Foster soon encountered the inner shells of racism in Los Angeles. For although he could find hotel rooms in California, unlike in the Jim Crow South, Foster was barred from living in nice neighborhoods by racially restrictive covenants. Although in Louisiana he could only have become a country doctor, catering to poor Black families and being paid in goats and grain, now his surgical career faced obstacles from Los Angeles residents. At first, Foster collected urine for an insurance company, a task insultingly below his station. Then hospitals denied him admitting privileges because of his skin color, making it difficult to retain patients. And when at last his surgical skills were respected throughout the city, with dozens of women queuing outside his door, his white colleagues planned excursions to casinos that barred Black people. It seems that no matter how tirelessly Foster advanced his career, society never let him forget his Blackness.

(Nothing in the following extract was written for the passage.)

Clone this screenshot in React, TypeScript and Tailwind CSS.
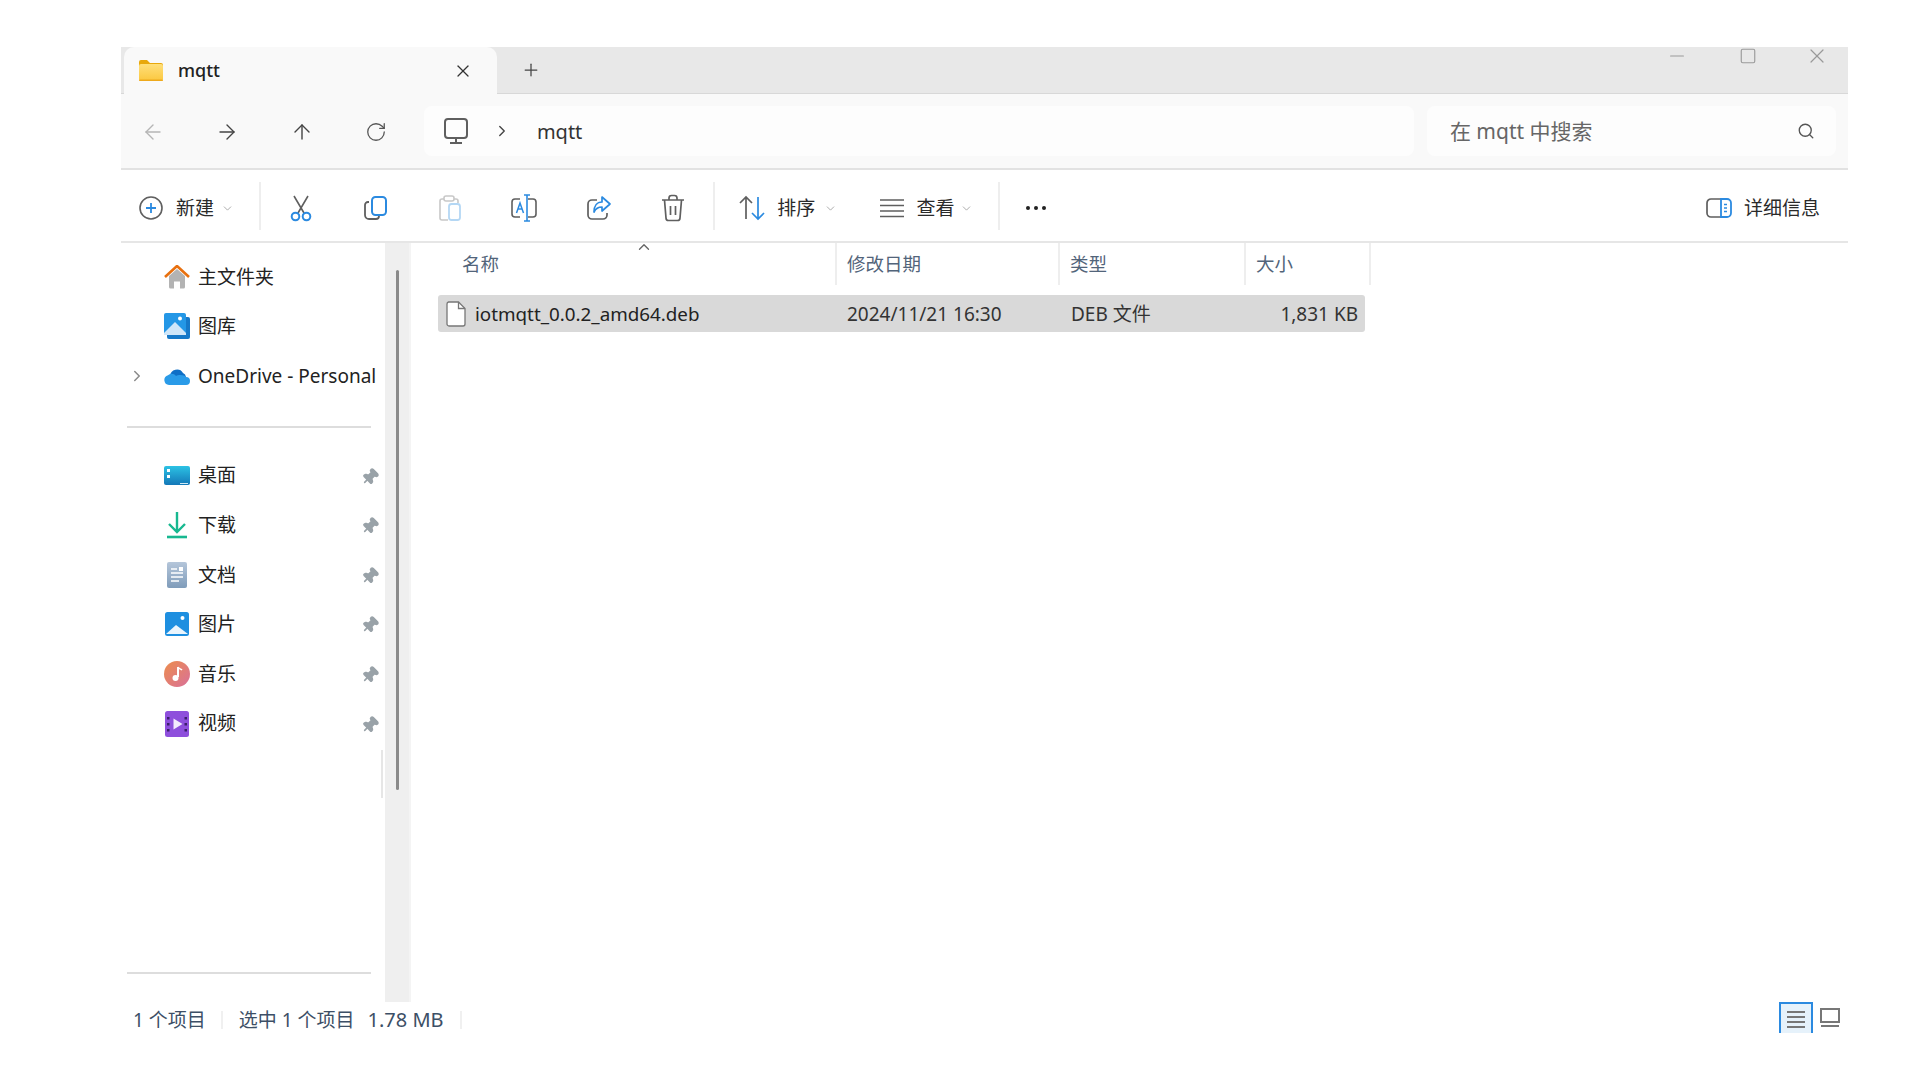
import React from 'react';
import {
  ArrowLeft,
  ArrowRight,
  ArrowUp,
  ChevronDown,
  ChevronRight,
  ChevronUp,
  Minus,
  Pin,
  Plus,
  RotateCw,
  Search,
  Square,
  X,
} from 'lucide-react';

const GRAY = '#5f5f5f';
const BLUE = '#2b8ae0';

const FolderIcon = () => (
  <svg width="26" height="24" viewBox="0 0 26 24">
    <defs>
      <linearGradient id="folder" x1="0" y1="0" x2="0" y2="1">
        <stop offset="0" stopColor="#ffdf7a" />
        <stop offset="1" stopColor="#fbc73f" />
      </linearGradient>
    </defs>
    <path d="M1 3a2 2 0 0 1 2-2h6l3 3h11a2 2 0 0 1 2 2v3H1z" fill="#e8a80c" />
    <rect x="1" y="5" width="24" height="17" rx="2" fill="url(#folder)" />
    <rect x="1" y="20.500" width="24" height="1.500" rx="0.700" fill="#eea91c" />
  </svg>
);

const MonitorIcon = () => (
  <svg width="26" height="28" viewBox="0 0 26 28" fill="none" stroke={GRAY} strokeWidth="2">
    <rect x="2" y="2" width="22" height="19" rx="3" />
    <path d="M13 21v4M7 26h12" />
  </svg>
);

const NewIcon = () => (
  <svg width="26" height="26" viewBox="0 0 26 26" fill="none">
    <circle cx="13" cy="13" r="11" stroke={GRAY} strokeWidth="1.600" />
    <path d="M13 8v10M8 13h10" stroke={BLUE} strokeWidth="1.800" />
  </svg>
);

const CutIcon = () => (
  <svg width="26" height="28" viewBox="0 0 26 28" fill="none">
    <path d="M6 2l10 17M20 2L10 19" stroke={GRAY} strokeWidth="1.600" />
    <circle cx="7.500" cy="22.500" r="3.800" stroke={BLUE} strokeWidth="2" />
    <circle cx="18.500" cy="22.500" r="3.800" stroke={BLUE} strokeWidth="2" />
  </svg>
);

const CopyIcon = () => (
  <svg width="26" height="26" viewBox="0 0 26 26" fill="none">
    <path d="M6 7H5a3 3 0 0 0-3 3v10a4 4 0 0 0 4 4h7a3 3 0 0 0 3-3" stroke={GRAY} strokeWidth="1.800" />
    <rect x="9" y="2" width="14" height="18" rx="3.500" stroke={BLUE} strokeWidth="2" />
  </svg>
);

const PasteIcon = () => (
  <svg width="26" height="28" viewBox="0 0 26 28" fill="none">
    <path d="M7 5H5a2 2 0 0 0-2 2v17a2 2 0 0 0 2 2h6M17 5h2a2 2 0 0 1 2 2v2" stroke="#c8c8c8" strokeWidth="1.600" />
    <rect x="7" y="2" width="10" height="5" rx="2" stroke="#c8c8c8" strokeWidth="1.600" />
    <rect x="12" y="10" width="11" height="16" rx="2.500" stroke="#b4d7f4" strokeWidth="1.800" />
  </svg>
);

const RenameIcon = () => (
  <svg width="28" height="30" viewBox="0 0 28 30" fill="none">
    <path d="M10 6H5a3 3 0 0 0-3 3v12a3 3 0 0 0 3 3h5M18 6h5a3 3 0 0 1 3 3v12a3 3 0 0 1-3 3h-5" stroke={GRAY} strokeWidth="1.600" />
    <path d="M17 2v26M14 2h6M14 28h6" stroke={BLUE} strokeWidth="1.600" />
    <path d="M6.500 20l3.500-10 3.500 10M8 16h4" stroke={BLUE} strokeWidth="1.500" />
  </svg>
);

const ShareIcon = () => (
  <svg width="26" height="26" viewBox="0 0 26 26" fill="none">
    <path d="M11 5H6a4 4 0 0 0-4 4v11a4 4 0 0 0 4 4h11a4 4 0 0 0 4-4v-2" stroke={GRAY} strokeWidth="1.700" />
    <path d="M16 2l8 7-8 7v-4c-4 0-6 1-8 5 0-6 3-10 8-10z" stroke={BLUE} strokeWidth="1.700" strokeLinejoin="round" />
  </svg>
);

const TrashIcon = () => (
  <svg width="24" height="28" viewBox="0 0 24 28" fill="none" stroke={GRAY} strokeWidth="1.700">
    <path d="M1 6h22M8 6V4a2.500 2.500 0 0 1 2.500-2.500h3A2.500 2.500 0 0 1 16 4v2" />
    <path d="M3.500 6l1.500 18a2.500 2.500 0 0 0 2.500 2.500h9A2.500 2.500 0 0 0 19 24l1.500-18" />
    <path d="M9.500 12v9M14.500 12v9" />
  </svg>
);

const SortIcon = () => (
  <svg width="28" height="26" viewBox="0 0 28 26" fill="none" strokeWidth="1.700">
    <path d="M8 24V2M2 8l6-6 6 6" stroke={GRAY} />
    <path d="M20 2v22M14 18l6 6 6-6" stroke={BLUE} />
  </svg>
);

const ViewIcon = () => (
  <svg width="26" height="20" viewBox="0 0 26 20" fill="none" stroke={GRAY} strokeWidth="1.600">
    <path d="M1 2h24M1 7.500h24M1 13h24M1 18.500h24" />
  </svg>
);

const DetailsIcon = () => (
  <svg width="26" height="20" viewBox="0 0 26 20" fill="none">
    <path d="M15 1H5a4 4 0 0 0-4 4v10a4 4 0 0 0 4 4h10" stroke={GRAY} strokeWidth="1.700" />
    <path d="M15 1h6a4 4 0 0 1 4 4v10a4 4 0 0 1-4 4h-6z" stroke={BLUE} strokeWidth="1.800" />
    <path d="M18 6.500h3M18 10h3M18 13.500h3" stroke={BLUE} strokeWidth="1.300" />
  </svg>
);

const HomeIcon = () => (
  <svg width="26" height="24" viewBox="0 0 26 24">
    <path d="M5 11L13 4l8 7v11a1.500 1.500 0 0 1-1.500 1.500H16v-7h-6v7H6.500A1.500 1.500 0 0 1 5 22z" fill="#b3b3b3" />
    <path d="M1 12L13 1l12 11" fill="none" stroke="#e8700f" strokeWidth="2.600" strokeLinejoin="round" />
  </svg>
);

const GalleryIcon = () => (
  <svg width="26" height="26" viewBox="0 0 26 26">
    <rect x="3" y="4" width="23" height="22" rx="2" fill="#1678c8" />
    <rect x="0" y="0" width="22" height="22" rx="2" fill="#2497e6" />
    <path d="M0 20L11 9l11 11v2H0z" fill="#cfe6f9" />
    <circle cx="16" cy="5.500" r="2" fill="#fff" />
  </svg>
);

const CloudIcon = () => (
  <svg width="26" height="18" viewBox="0 0 26 18">
    <path d="M6 9a7 7 0 0 1 13-3 5 5 0 0 1 3 4H9z" fill="#0f6fc6" />
    <path d="M5 18a5 5 0 0 1-1-9.800C6 6 10 6 12 9c3-2 9-1 10 1a4 4 0 0 1 0 8z" fill="#2a9be8" />
  </svg>
);

const DesktopIcon = () => (
  <svg width="26" height="20" viewBox="0 0 26 20">
    <defs>
      <linearGradient id="desk" x1="0" y1="0" x2="0" y2="1">
        <stop offset="0" stopColor="#2cc2e4" />
        <stop offset="1" stopColor="#1478b8" />
      </linearGradient>
    </defs>
    <rect width="26" height="19" rx="2" fill="url(#desk)" />
    <rect x="3" y="3" width="3" height="3" fill="#fff" />
    <rect x="3" y="9" width="3" height="3" fill="#fff" />
    <rect x="16" y="17" width="8" height="1" fill="#d0eaf5" />
  </svg>
);

const DownloadIcon = () => (
  <svg width="22" height="28" viewBox="0 0 22 28" fill="none" stroke="#17b890" strokeWidth="2.400">
    <path d="M11 1v19M3 13l8 8 8-8" />
    <path d="M1 26h20" strokeWidth="2.600" />
  </svg>
);

const DocsIcon = () => (
  <svg width="20" height="26" viewBox="0 0 20 26">
    <defs>
      <linearGradient id="docs" x1="0" y1="0" x2="0" y2="1">
        <stop offset="0" stopColor="#b5c6da" />
        <stop offset="1" stopColor="#7f9cba" />
      </linearGradient>
    </defs>
    <rect width="20" height="26" rx="2" fill="url(#docs)" />
    <path d="M4 7h6M4 11h12M4 15h12M4 19h8" stroke="#fff" strokeWidth="1.400" />
    <rect x="12" y="5" width="4" height="4" fill="#fff" />
  </svg>
);

const PicturesIcon = () => (
  <svg width="24" height="24" viewBox="0 0 24 24">
    <rect width="24" height="24" rx="2.500" fill="#1e8fe0" />
    <path d="M1 22l10-9 12 9z" fill="#eaf5fd" />
    <circle cx="17.500" cy="6" r="2" fill="#fff" />
  </svg>
);

const MusicIcon = () => (
  <svg width="26" height="26" viewBox="0 0 26 26">
    <defs>
      <linearGradient id="music" x1="0" y1="0" x2="1" y2="1">
        <stop offset="0" stopColor="#ec8d4c" />
        <stop offset="1" stopColor="#d9709a" />
      </linearGradient>
    </defs>
    <circle cx="13" cy="13" r="13" fill="url(#music)" />
    <path d="M14 6v10" stroke="#fff" strokeWidth="2" />
    <path d="M14 6c1 2 3 2 4 3" stroke="#fff" strokeWidth="1.600" fill="none" />
    <circle cx="11.500" cy="17" r="3" fill="#fff" />
  </svg>
);

const VideoIcon = () => (
  <svg width="24" height="26" viewBox="0 0 24 26">
    <rect width="24" height="26" rx="2.500" fill="#8e4fdc" />
    <path d="M8.500 7.500l9 5.500-9 5.500z" fill="#f3eafd" />
    <g fill="#3b1f6b">
      <rect x="2" y="6" width="2.500" height="2.500" />
      <rect x="2" y="12" width="2.500" height="2.500" />
      <rect x="2" y="18" width="2.500" height="2.500" />
      <rect x="19.500" y="6" width="2.500" height="2.500" />
      <rect x="19.500" y="12" width="2.500" height="2.500" />
      <rect x="19.500" y="18" width="2.500" height="2.500" />
    </g>
  </svg>
);

const FileIcon = () => (
  <svg width="20" height="26" viewBox="0 0 20 26" fill="#fff" stroke="#777" strokeWidth="1.300">
    <path d="M2.500 1h10L19 7.500V23a2 2 0 0 1-2 2H3a2 2 0 0 1-2-2V3a2 2 0 0 1 1.500-2z" />
    <path d="M12.500 1v6.500H19" fill="none" />
  </svg>
);

const Divider = () => <div className="mt-[-5px] h-[48px] w-[2px] bg-[#eeeeee]" />;

const ToolCell = ({ children }: { children: React.ReactNode }) => (
  <div className="flex w-[74.400px] items-center justify-center">{children}</div>
);

const NavCell = ({ children }: { children: React.ReactNode }) => (
  <div className="flex w-[64px] items-center justify-center">{children}</div>
);

const Caret = () => <ChevronDown size={13} strokeWidth={1.500} className="text-[#9a9a9a]" />;

const quickItems = [
  { label: '桌面', icon: <DesktopIcon /> },
  { label: '下载', icon: <DownloadIcon /> },
  { label: '文档', icon: <DocsIcon /> },
  { label: '图片', icon: <PicturesIcon /> },
  { label: '音乐', icon: <MusicIcon /> },
  { label: '视频', icon: <VideoIcon /> },
];

const NavRow = ({ icon, label, expand, pin }: { icon: React.ReactNode; label: string; expand?: boolean; pin?: boolean }) => (
  <div className="flex h-[49.600px] items-center text-[19px] text-[#222222]">
    <div className="flex w-[33px] justify-start pl-[7px]">
      {expand && <ChevronRight size={18} strokeWidth={2} className="text-[#8a8a8a]" />}
    </div>
    <div className="ml-[10px] flex w-[26px] justify-center">{icon}</div>
    <span className="ml-[8px] whitespace-nowrap">{label}</span>
    {pin && (
      <Pin size={18} strokeWidth={2.200} fill="#99a2a8" className="ml-auto mr-[6px] mt-[2px] rotate-45 text-[#99a2a8]" />
    )}
  </div>
);

const HeaderCell = ({ label, className }: { label: string; className: string }) => (
  <div className={`flex h-[42px] items-center border-r-2 border-[#eeeeee] ${className}`}>{label}</div>
);

export default function App() {
  return (
    <div className="min-h-screen bg-white pl-[121px] pt-[47px] font-['Noto_Sans','Noto_Sans_CJK_SC',sans-serif]">
      <div className="flex w-[1727px] flex-col">
        {/* tab strip */}
        <div className="flex h-[47px] border-b border-[#d8d8d8] bg-[#e8e8e8] pl-[3px]">
          <div className="flex h-[47px] w-[373px] items-center rounded-t-[10px] bg-[#f9f9f9] pl-[14px] pr-[24px]">
            <FolderIcon />
            <span className="ml-[14px] text-[18px] font-medium text-[#222222]">mqtt</span>
            <X size={20} strokeWidth={1.500} className="ml-auto text-[#333333]" />
          </div>
          <div className="ml-[24px] flex items-center">
            <Plus size={20} strokeWidth={1.500} className="text-[#444444]" />
          </div>
          <div className="ml-auto flex h-[18px] items-center gap-[48px] pr-[19px]">
            <Minus size={22} strokeWidth={1.200} className="mr-[3px] text-[#999999]" />
            <Square size={18} strokeWidth={1.500} className="text-[#999999]" />
            <X size={24} strokeWidth={1.200} className="text-[#999999]" />
          </div>
        </div>

        {/* nav bar */}
        <div className="flex h-[76px] items-center border-b-2 border-[#e2e2e2] bg-[#f9f9f9] pr-[12px]">
          <div className="flex gap-[10.300px] pt-[2px]">
            <NavCell><ArrowLeft size={24} strokeWidth={1.400} className="text-[#b5b5b5]" /></NavCell>
            <NavCell><ArrowRight size={24} strokeWidth={1.400} className="text-[#444444]" /></NavCell>
            <NavCell><ArrowUp size={24} strokeWidth={1.400} className="text-[#444444]" /></NavCell>
            <NavCell><RotateCw size={22} strokeWidth={1.400} className="text-[#555555]" /></NavCell>
          </div>
          <div className="ml-[16px] flex h-[50px] w-[990px] items-center rounded-[8px] bg-[#fdfdfd] pl-[19px]">
            <MonitorIcon />
            <ChevronRight size={18} strokeWidth={1.800} className="ml-[24px] text-[#444444]" />
            <span className="ml-[26px] pt-[2px] text-[20px] text-[#333333]">mqtt</span>
          </div>
          <div className="ml-[13px] flex h-[50px] flex-1 items-center rounded-[8px] bg-[#fdfdfd] pl-[23px] pr-[21px]">
            <span className="pt-[2px] text-[21px] text-[#666666]">在 mqtt 中搜索</span>
            <Search size={18} strokeWidth={1.800} className="ml-auto text-[#555555]" />
          </div>
        </div>

        {/* command bar */}
        <div className="flex h-[73px] items-center border-b-2 border-[#e6e6e6] bg-white pr-[28px] pt-[5px] text-[19px] text-[#2a2a2a]">
          <div className="ml-[17px]"><NewIcon /></div>
          <span className="ml-[12px]">新建</span>
          <div className="ml-[7px]"><Caret /></div>
          <div className="ml-[25px]"><Divider /></div>
          <div className="ml-[3px] flex">
            <ToolCell><CutIcon /></ToolCell>
            <ToolCell><CopyIcon /></ToolCell>
            <ToolCell><PasteIcon /></ToolCell>
            <ToolCell><RenameIcon /></ToolCell>
            <ToolCell><ShareIcon /></ToolCell>
            <ToolCell><TrashIcon /></ToolCell>
          </div>
          <div className="ml-[3px]"><Divider /></div>
          <div className="ml-[23px]"><SortIcon /></div>
          <span className="ml-[11px]">排序</span>
          <div className="ml-[9px]"><Caret /></div>
          <div className="ml-[42px]"><ViewIcon /></div>
          <span className="ml-[11px]">查看</span>
          <div className="ml-[6px]"><Caret /></div>
          <div className="ml-[25px]"><Divider /></div>
          <div className="ml-[26px] flex gap-[4px]">
            <span className="h-[4px] w-[4px] rounded-full bg-[#222222]" />
            <span className="h-[4px] w-[4px] rounded-full bg-[#222222]" />
            <span className="h-[4px] w-[4px] rounded-full bg-[#222222]" />
          </div>
          <div className="ml-auto flex items-center">
            <DetailsIcon />
            <span className="ml-[12px] whitespace-nowrap">详细信息</span>
          </div>
        </div>

        {/* body */}
        <div className="flex h-[759px]">
          <aside className="relative flex w-[264px] flex-col pt-[9px]">
            <NavRow icon={<HomeIcon />} label="主文件夹" />
            <NavRow icon={<GalleryIcon />} label="图库" />
            <NavRow icon={<CloudIcon />} label="OneDrive - Personal" expand />
            <div className="ml-[6px] mr-[14px] mt-[25px] h-[2px] bg-[#dddddd]" />
            <div className="mt-[23px]">
              {quickItems.map((item) => (
                <NavRow key={item.label} icon={item.icon} label={item.label} pin />
              ))}
            </div>
            <div className="ml-[6px] mr-[14px] mb-[28px] mt-auto h-[2px] bg-[#dddddd]" />
            <div className="absolute right-[2px] top-[507px] h-[48px] w-[2px] bg-[#e6e6e6]" />
          </aside>
          <div className="flex w-[24px] justify-center bg-[#efefef] pt-[27px]">
            <div className="h-[520px] w-[3px] rounded-full bg-[#8a8a8a]" />
          </div>
          <main className="relative flex-1 border-l-2 border-[#f4f4f4] pl-[27px]">
            <ChevronUp size={18} strokeWidth={1.800} className="absolute left-[224px] top-[-5px] text-[#666666]" />
            <div className="flex text-[18.500px] text-[#52647a]">
              <HeaderCell label="名称" className="w-[399px] pl-[24px]" />
              <HeaderCell label="修改日期" className="w-[223px] pl-[10px]" />
              <HeaderCell label="类型" className="w-[186px] pl-[10px]" />
              <HeaderCell label="大小" className="w-[125px] pl-[10px]" />
            </div>
            <div className="mt-[10px] flex h-[37px] w-[927px] items-center rounded-[3px] bg-[#d9d9d9] pt-[1px] text-[19px] text-[#222222]">
              <div className="ml-[8px]"><FileIcon /></div>
              <span className="ml-[9px] w-[372px] whitespace-nowrap text-[18.800px]">iotmqtt_0.0.2_amd64.deb</span>
              <span className="w-[224px] whitespace-nowrap text-[#333333]">2024/11/21 16:30</span>
              <span className="whitespace-nowrap text-[#333333]">DEB 文件</span>
              <span className="ml-auto mr-[7px] whitespace-nowrap text-[#333333]">1,831 KB</span>
            </div>
          </main>
        </div>

        {/* status bar */}
        <div className="flex h-[31px] items-center pl-[12px] pr-[6px] text-[19px] text-[#3d4f66]">
          <span className="mt-[5px] whitespace-nowrap">1 个项目</span>
          <div className="ml-[15px] mt-[5px] h-[18px] w-[2px] bg-[#f0f0f0]" />
          <span className="ml-[16px] mt-[5px] whitespace-nowrap">选中 1 个项目</span>
          <span className="ml-[13px] mt-[5px] whitespace-nowrap text-[20px]">1.78 MB</span>
          <div className="ml-[16px] mt-[5px] h-[18px] w-[2px] bg-[#f0f0f0]" />
          <div className="ml-auto flex h-full items-center">
            <div className="flex h-[31px] w-[34px] items-center justify-center border-x-2 border-t-2 border-[#2b8ae0] bg-[#e6f2fb]">
              <svg width="20" height="18" viewBox="0 0 20 18" fill="none" stroke="#777" strokeWidth="2">
                <path d="M1 2h18M1 7h18M1 12h18M1 17h18" />
              </svg>
            </div>
            <div className="ml-[7px] flex h-full w-[22px] items-center">
              <svg width="20" height="20" viewBox="0 0 20 20" fill="none" stroke="#777" strokeWidth="2">
                <rect x="1" y="1" width="18" height="13" />
                <path d="M1 18h18" />
              </svg>
            </div>
          </div>
        </div>
      </div>
    </div>
  );
}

Nevertheless, Foster triumphed over white expectations, earning enough money to support his family, throw glittering birthday bashes, and serve as the inspiration for the hit song “Hide Nor Hair.” George Starling was not as fortunate. His story of hard work and wasted talent confirms my bleak perception of the American dream.
In the words of James Baldwin, the American dream was created by the white man at the expense of the Black man. As long as Black families like Foster’s are barred from affordable neighborhoods, there are more homes for middle-class white families; as long as Gladney is limited to cleaning houses, there are more secretarial jobs with pensions for white women. I’m not surprised, then, that the American dream was useless for George Starling, a dark-skinned teenager in Eustis, Florida, yearning to leave the rigid caste system. He was a sharp young man, having graduated valedictorian of Curtwright High School and enrolling at a mechanical college. One summer, he even led a strike in the Eustis citrus orchards, forcing a wage increase for the poor Black pickers on his team. This talent and initiative would predict a bright future for a white boy. Starling had to quit college, though: too expensive. When he moved to New York, finding a job on the railroad and excelling there, he couldn’t get promoted: too Black. You could say that Starling was too Black for the American Dream. He died a “black death,” as Rachel Kaadzi Ghansah has written, “a slow death, the accumulation of insults, injury, neglect, second-rate health care … [and] no time to sigh.”
Starling’s story shares a common thread with millions of other Black migrants. All of them “[defied] the gravitational pull of their own solar systems,” leaving behind generations of family members and friends in the South. All of them sought the warmth of a faraway sun, one that would nurture them with freedom and opportunity. And once they arrived in the North, clutching tickets they had purchased in the dead of night, clasping the hands of young children and peering through the windows at the bustling train station, all of them found the sun colder than expected. It turned out in these “free” markets that people with white skin systematically denied clean neighborhoods, low-interest loans, health care, and high-paying jobs to people with Black skin. The federal government failed to outlaw restrictive covenants; it failed to enforce the Civil Rights Act. It failed and failed and failed until millions of Black people lived in poverty. Therefore, Wilkerson teaches us that our government must actively regulate the economy to ensure dignity for the descendants of the Great Migration.